Here is what the code does:

• set output_vector to 0
• set output_vector to 1 for rows where response is "Responder" is TRUE ;
• return output_vector.

Parameters used in Xgboost

I understand, by now, you would be highly curious to know about various parameters used in xgboost model. So, there are three types of parameters: General Parameters, Booster Parameters and Task Parameters.

• General parameters refers to which booster we are using to do boosting. The commonly used are tree or linear model
• Booster parameters depends on which booster you have chosen
• Learning Task parameters that decides on the learning scenario, for example, regression tasks may use different parameters with ranking tasks.

Let’s understand these parameters in detail. I require you to pay attention here. This is the most critical aspect of implementing xgboost algorithm:

General Parameters

• silent : The default value is 0. You need to specify 0 for printing running messages, 1 for silent mode.
• booster : The default value is gbtree. You need to specify the booster to use: gbtree (tree based) or gblinear (linear function).
• num_pbuffer : This is set automatically by xgboost, no need to be set by user. Read documentation of xgboost for more details.
• num_feature : This is set automatically by xgboost, no need to be set by user.

Booster Parameters

The tree specific parameters –

• eta : The default value is set to 0.3. You need to specify step size shrinkage used in update to prevents overfitting. After each boosting step, we can directly get the weights of new features. and eta actually shrinks the feature weights to make the boosting process more conservative. The range is 0 to 1. Low eta value means model is more robust to overfitting.
• gamma : The default value is set to 0. You need to specify minimum loss reduction required to make a further partition on a leaf node of the tree. The larger, the more conservative the algorithm will be. The range is 0 to ∞. Larger the gamma more conservative the algorithm is.
• max_depth : The default value is set to 6. You need to specify the maximum depth of a tree. The range is 1 to ∞.
• min_child_weight : The default value is set to 1. You need to specify the minimum sum of instance weight(hessian) needed in a child. If the tree partition step results in a leaf node with the sum of instance weight less than min_child_weight, then the building process will give up further partitioning. In linear regression mode, this simply corresponds to minimum number of instances needed to be in each node. The larger, the more conservative the algorithm will be. The range is 0 to ∞.
• max_delta_step : The default value is set to 0. Maximum delta step we allow each tree’s weight estimation to be. If the value is set to 0, it means there is no constraint. If it is set to a positive value, it can help making the update step more conservative. Usually this parameter is not needed, but it might help in logistic regression when class is extremely imbalanced. Set it to value of 1–10 might help control the update.The range is 0 to ∞.
• subsample : The default value is set to 1. You need to specify the subsample ratio of the training instance. Setting it to 0.5 means that XGBoost randomly collected half of the data instances to grow trees and this will prevent overfitting. The range is 0 to 1.
• colsample_bytree : The default value is set to 1. You need to specify the subsample ratio of columns when constructing each tree. The range is 0 to 1.

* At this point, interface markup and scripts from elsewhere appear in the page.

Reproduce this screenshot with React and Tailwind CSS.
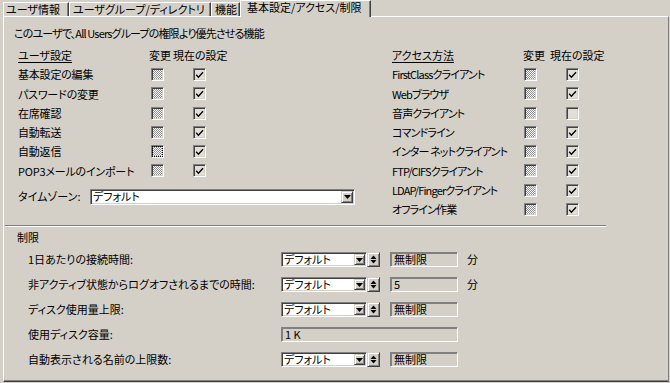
import React from 'react';

const font = "font-['Noto_Sans_CJK_JP','Noto_Sans',sans-serif] [font-feature-settings:'palt']";
const sunken = 'border border-t-[#808080] border-l-[#808080] border-r-white border-b-white shadow-[inset_1px_1px_0_#404040,inset_-1px_-1px_0_#d4d0c8]';
const raised = 'border border-t-[#d4d0c8] border-l-[#d4d0c8] border-r-[#404040] border-b-[#404040] shadow-[inset_1px_1px_0_#ffffff,inset_-1px_-1px_0_#808080] bg-[#d4d0c8]';

const userRows = [
    { label: '基本設定の編集', on: true },
    { label: 'パスワードの変更', on: true },
    { label: '在席確認', on: true },
    { label: '自動転送', on: true },
    { label: '自動返信', on: true, focus: true },
    { label: 'POP3メールのインポート', on: true },
];

const accessRows = [
    { label: 'FirstClassクライアント', on: true },
    { label: 'Webブラウザ', on: true },
    { label: '音声クライアント', on: false },
    { label: 'コマンドライン', on: true },
    { label: 'インター ネットクライアント', on: true },
    { label: 'FTP/CIFSクライアント', on: true },
    { label: 'LDAP/Fingerクライアント', on: true },
    { label: 'オフライン作業', on: true },
];

const Hatch = ({ focus }) => (
    <div className={`w-[13px] h-[13px] ${sunken} bg-[image:repeating-conic-gradient(#8c8c8c_0_25%,#ffffff_0_50%)] bg-[length:2px_2px] flex items-center justify-center`}>
        {focus && <div className="w-[11px] h-[11px] border border-dotted border-black" />}
    </div>
);

const Check = ({ on }) => (
    <div className={`w-[13px] h-[13px] ${sunken} bg-[#e2dfd9] flex items-center justify-center`}>
        {on && (
            <svg width="9" height="9" viewBox="0 0 9 9">
                <path d="M1.2 4.8 L3.4 7.2 L8 2.2" fill="none" stroke="#000" strokeWidth="1.3" />
            </svg>
        )}
    </div>
);

const DropBtn = ({ w = 'w-[11px]' }) => (
    <div className={`${w} h-full ${raised} flex items-center justify-center shrink-0`}>
        <svg width="7" height="4" viewBox="0 0 7 4">
            <polygon points="0,0 7,0 3.5,4" fill="#000" />
        </svg>
    </div>
);

const Spinner = () => (
    <div className={`w-[13px] h-[15px] ${raised} flex items-center justify-center shrink-0`}>
        <svg width="7" height="9" viewBox="0 0 7 9">
            <polygon points="0.5,4 3.5,0.5 6.5,4" fill="#000" />
            <polygon points="0.5,5 3.5,8.5 6.5,5" fill="#000" />
        </svg>
    </div>
);

const Select = ({ className, btn }) => (
    <div className={`${className} ${sunken} bg-white p-[1px] flex items-stretch shrink-0`}>
        <div className="flex-1 pl-[1px] flex items-center leading-none">デフォルト</div>
        <DropBtn w={btn} />
    </div>
);

const TextBox = ({ className, children }) => (
    <div className={`${className} h-[15px] border border-t-[#808080] border-l-[#808080] border-r-white border-b-white shadow-[inset_1px_1px_0_#808080] bg-[#d4d0c8] pl-[3px] flex items-center leading-none shrink-0`}>
        {children}
    </div>
);

const CheckColumn = ({ title, rows, chg, labelW, labelCls, hatchPl, checkPl }) => (
    <div className="flex flex-col">
        <div className="h-[19px] flex items-center">
            <div className={`${labelW} shrink-0`}>
                <span className="underline underline-offset-[2px]">{title}</span>
            </div>
            <div className={`${chg} shrink-0`}>変更</div>
            <div>現在の設定</div>
        </div>
        {rows.map((r) => (
            <div key={r.label} className="h-[19.25px] flex items-center">
                <div className={`${labelW} ${labelCls} shrink-0 whitespace-nowrap`}>{r.label}</div>
                <div className={`${chg} ${hatchPl} shrink-0 flex`}>
                    <Hatch focus={r.focus} />
                </div>
                <div className={`flex ${checkPl}`}>
                    <Check on={r.on} />
                </div>
            </div>
        ))}
    </div>
);

const LimitRow = ({ label, children }) => (
    <div className="h-[25px] flex items-center">
        <div className="w-[253px] shrink-0 whitespace-nowrap">{label}</div>
        {children}
    </div>
);

const Tab = ({ w, pl, children }) => (
    <div className={`${w} ${pl} h-[14px] border-t border-l border-white border-r border-r-[#404040] shadow-[inset_-1px_0_0_#808080] flex items-center leading-none whitespace-nowrap`}>
        {children}
    </div>
);

export default function App() {
    return (
        <div className={`w-[670px] h-[383px] bg-[#d4d0c8] text-black text-[11px] ${font} overflow-hidden`}>
            {/* tabs */}
            <div className="h-[16px] flex items-end pl-[3px]">
                <Tab w="w-[66px]" pl="pl-[2px]">ユーザ情報</Tab>
                <Tab w="w-[142px]" pl="pl-[3px]">ユーザグループ/ディレクトリ</Tab>
                <Tab w="w-[29px]" pl="pl-[3px]">機能</Tab>
                <div className="relative z-10 w-[131px] h-[17px] -mb-[1px] bg-[#d4d0c8] border-t border-l border-white border-r border-r-[#404040] shadow-[inset_-1px_0_0_#808080] pl-[6px] pb-[3px] flex items-center leading-none whitespace-nowrap">
                    基本設定/アクセス/制限
                </div>
            </div>

            {/* panel */}
            <div className="ml-[3px] w-[666px] h-[366px] border border-white border-r-[#808080] border-b-[#404040] shadow-[inset_0_-1px_0_#808080] flex flex-col">
                <div className="mt-[9px] ml-[10px] h-[14px] flex items-center whitespace-nowrap tracking-[-0.85px]">
                    このユーザで、All Usersグループの権限より優先させる機能
                </div>

                <div className="mt-[6px] flex">
                    <div className="ml-[14px] w-[374px] flex flex-col">
                        <CheckColumn
                            title="ユーザ設定"
                            rows={userRows}
                            labelW="w-[131px]"
                            labelCls="tracking-[-0.2px]"
                            chg="w-[24px]"
                            hatchPl="pl-[2px]"
                            checkPl="pl-[20px]"
                        />
                        <div className="mt-[8px] h-[16px] flex items-center">
                            <div className="w-[72px] shrink-0">タイムゾーン:</div>
                            <Select className="w-[265px] h-[16px]" btn="w-[12px]" />
                        </div>
                    </div>
                    <CheckColumn
                        title="アクセス方法"
                        rows={accessRows}
                        labelW="w-[131px]"
                        labelCls="tracking-[-0.85px]"
                        chg="w-[27px]"
                        hatchPl="pl-[1px]"
                        checkPl="pl-[16px]"
                    />
                </div>

                <div className="mt-[6px] ml-[1px] w-[601px] h-[2px] border-t border-[#808080] border-b border-b-white" />

                <div className="mt-[3px] ml-[13px] h-[14px] flex items-center">制限</div>

                <div className="mt-[3px] ml-[24px] flex flex-col">
                    <LimitRow label="1日あたりの接続時間:">
                        <Select className="w-[86px] h-[15px]" />
                        <Spinner />
                        <TextBox className="ml-[10px] w-[68px]">無制限</TextBox>
                        <div className="ml-[9px]">分</div>
                    </LimitRow>
                    <LimitRow label="非アクティブ状態からログオフされるまでの時間:">
                        <Select className="w-[86px] h-[15px]" />
                        <Spinner />
                        <TextBox className="ml-[10px] w-[68px]">5</TextBox>
                        <div className="ml-[9px]">分</div>
                    </LimitRow>
                    <LimitRow label="ディスク使用量上限:">
                        <Select className="w-[86px] h-[15px]" />
                        <Spinner />
                        <TextBox className="ml-[10px] w-[68px]">無制限</TextBox>
                    </LimitRow>
                    <LimitRow label="使用ディスク容量:">
                        <TextBox className="w-[177px]">1 K</TextBox>
                    </LimitRow>
                    <LimitRow label="自動表示される名前の上限数:">
                        <Select className="w-[86px] h-[15px]" />
                        <Spinner />
                        <TextBox className="ml-[10px] w-[68px]">無制限</TextBox>
                    </LimitRow>
                </div>
            </div>
        </div>
    );
}
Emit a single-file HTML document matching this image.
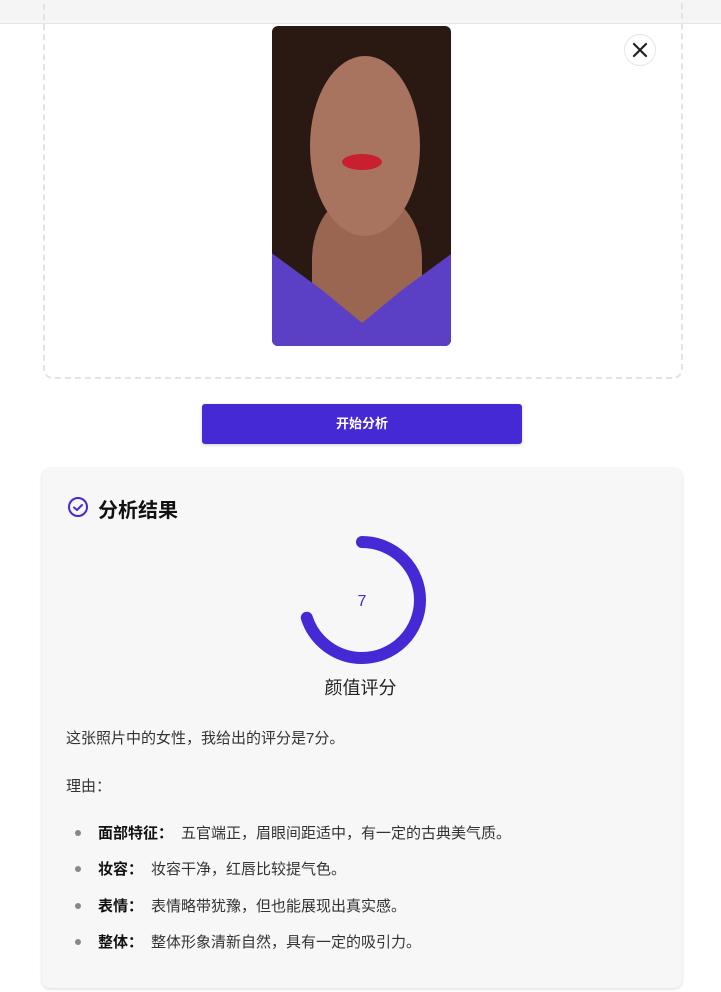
<!DOCTYPE html>
<html><head><meta charset="utf-8"><style>
body{margin:0;width:721px;height:992px;background:#fff;font-family:"Liberation Sans","Noto Sans CJK SC",sans-serif;position:relative;overflow:hidden}
.top{position:absolute;left:0;top:0;width:721px;height:23px;background:#f5f5f5;border-bottom:1px solid #e6e6e6}
.drop{position:absolute;left:43px;top:-10px;width:636px;height:387px;border:2px dashed #e3e3e3;border-top:none;border-radius:0 0 10px 10px}
.img{position:absolute;left:272px;top:26px;width:179px;height:320px;border-radius:6px;overflow:hidden;background:#2a1813}
.x{position:absolute;left:624px;top:34px;width:30px;height:30px;border-radius:50%;border:1px solid #e5e5e5;background:#fff}
.btn{position:absolute;left:202px;top:404px;width:320px;height:40px;background:#4429d4;border-radius:3px;color:#fff;font-size:13px;font-weight:bold;text-align:center;line-height:40px;box-shadow:0 1px 3px rgba(0,0,0,.2)}
.card{position:absolute;left:42px;top:468px;width:640px;height:520px;background:#f7f7f7;border-radius:8px;box-shadow:0 1px 3px rgba(0,0,0,.15)}
.t{position:absolute;left:98px;top:494px;font-size:20px;font-weight:bold;color:#111}
.p{position:absolute;left:66px;font-size:15px;color:#333}
.li{position:absolute;left:98px;font-size:15px;color:#333}
.li b{color:#111;margin-right:8px}
.li:before{content:"";position:absolute;left:-23px;top:8px;width:6px;height:6px;border-radius:50%;background:#888}
</style></head><body>
<div class="top"></div>
<div class="drop"></div>
<div class="img">
<div style="position:absolute;left:40px;top:170px;width:110px;height:160px;background:#9a6652;border-radius:40%"></div>
<div style="position:absolute;left:38px;top:30px;width:110px;height:180px;background:#a87460;border-radius:50%"></div>
<div style="position:absolute;left:-10px;top:220px;width:200px;height:110px;background:#5b3fc4;clip-path:polygon(0 0,30% 40%,50% 70%,70% 40%,100% 0,100% 100%,0 100%)"></div>
<div style="position:absolute;left:70px;top:128px;width:40px;height:16px;background:#c8202e;border-radius:50%"></div>
</div>
<div class="x"><svg width="30" height="30"><path d="M9 9L21 21M21 9L9 21" stroke="#222" stroke-width="2.2" stroke-linecap="round"/></svg></div>
<div class="btn">开始分析</div>
<div class="card"></div>
<svg style="position:absolute;left:67px;top:496px" width="22" height="22"><circle cx="11" cy="11" r="9" fill="none" stroke="#4429d4" stroke-width="2"/><path d="M7 11.5l3 2.5 5-5" fill="none" stroke="#4429d4" stroke-width="2" stroke-linecap="round" stroke-linejoin="round"/></svg>
<div class="t">分析结果</div>
<svg style="position:absolute;left:292px;top:530px" width="140" height="140"><circle cx="70" cy="70" r="58" fill="none" stroke="#4429d4" stroke-width="12" stroke-linecap="round" stroke-dasharray="255 400" transform="rotate(-90 70 70)"/><text x="70" y="76" text-anchor="middle" font-size="16" fill="#4429d4" font-family="Liberation Sans">7</text></svg>
<div style="position:absolute;left:0;width:721px;top:674px;text-align:center;font-size:18px;color:#222">颜值评分</div>
<div class="p" style="top:727px">这张照片中的女性，我给出的评分是7分。</div>
<div class="p" style="top:775px">理由：</div>
<div class="li" style="top:822px"><b>面部特征：</b>五官端正，眉眼间距适中，有一定的古典美气质。</div>
<div class="li" style="top:858px"><b>妆容：</b>妆容干净，红唇比较提气色。</div>
<div class="li" style="top:895px"><b>表情：</b>表情略带犹豫，但也能展现出真实感。</div>
<div class="li" style="top:931px"><b>整体：</b>整体形象清新自然，具有一定的吸引力。</div>
</body></html>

Linear Booster Specific Parameters

• lambda and alpha : These are regularization term on weights. Lambda default value assumed is 1 and alpha is 0.
• lambda_bias : L2 regularization term on bias and has a default value of 0.

Learning Task Parameters

• base_score : The default value is set to 0.5 . You need to specify the initial prediction score of all instances, global bias.
• objective : The default value is set to reg:linear . You need to specify the type of learner you want which includes linear regression, logistic regression, poisson regression etc.
• eval_metric : You need to specify the evaluation metrics for validation data, a default metric will be assigned according to objective( rmse for regression, and error for classification, mean average precision for ranking
• seed : As always here you specify the seed to reproduce the same set of outputs.